The story opens with Nan telling how she nearly killed a woman once. We expect that this dark femme fetal will be the charming villainess of the piece, laughing evilly over her plans to steal Agatha’s husband, no doubt for some reason far more nefarious than misplaced love. What we get, instead, is the heartbreaking story of Nan’s life, her real love, and a brutal convent for unwed mothers. Nan’s story is so strong, so filled with pathos, that it is impossible to hate her, and soon her own story of woe overshadows Agatha’s weaker side story. It’s Nan we expect to hate, and yet Nan whom we root for as present and past merges and Nan tries to justify her actions. What a tangled web indeed!

The Christie Archive Trust, Public domain, via Wikimedia Commons

Agatha, the supposed star of the piece, is entirely less endearing and less important. Nan’s portrait of her is broad strokes, one of a strong woman who comes off as unreal. But, of course, this fits into Nan’s worldview, the ability to cartoonize this real woman and try to mitigate the pain of betrayal. It works, in some ways, but it would have been nice if Agatha had been as multifaceted as Nan. As it was, Agatha was ok, but we longed to reconnect with the dastardly mistress who is puppeteering more than one person as it turns out!

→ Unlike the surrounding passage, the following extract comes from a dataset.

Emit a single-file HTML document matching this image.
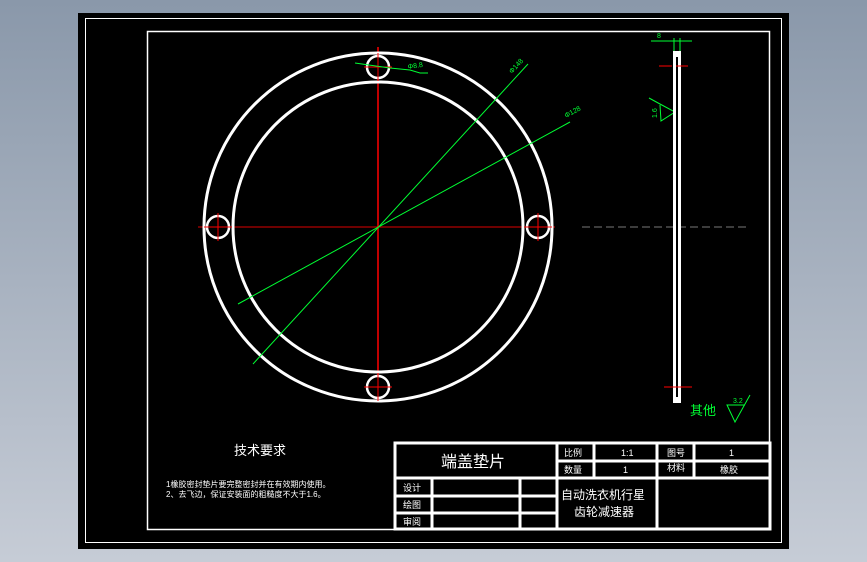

The Christie Affair ended up being one of my favorite books. I had trouble putting it down, and I was surprised by the lairs of the story and how nicely they all fit together. Like the best paced of mysteries, we get revelations at the appropriate time, always building on the story and the characters, mixing past and present in a melodious way that creates meaning and emotion while delivering murder and mayhem. The ending is both joyous and ultimately heartbreaking. This is a story that is based on reality, where every happily ever after has a price. Readers will want revenge and justice, root for love, and ultimately want to cry at the mess of human life, all avoidable and yet, so ultimately inevitable.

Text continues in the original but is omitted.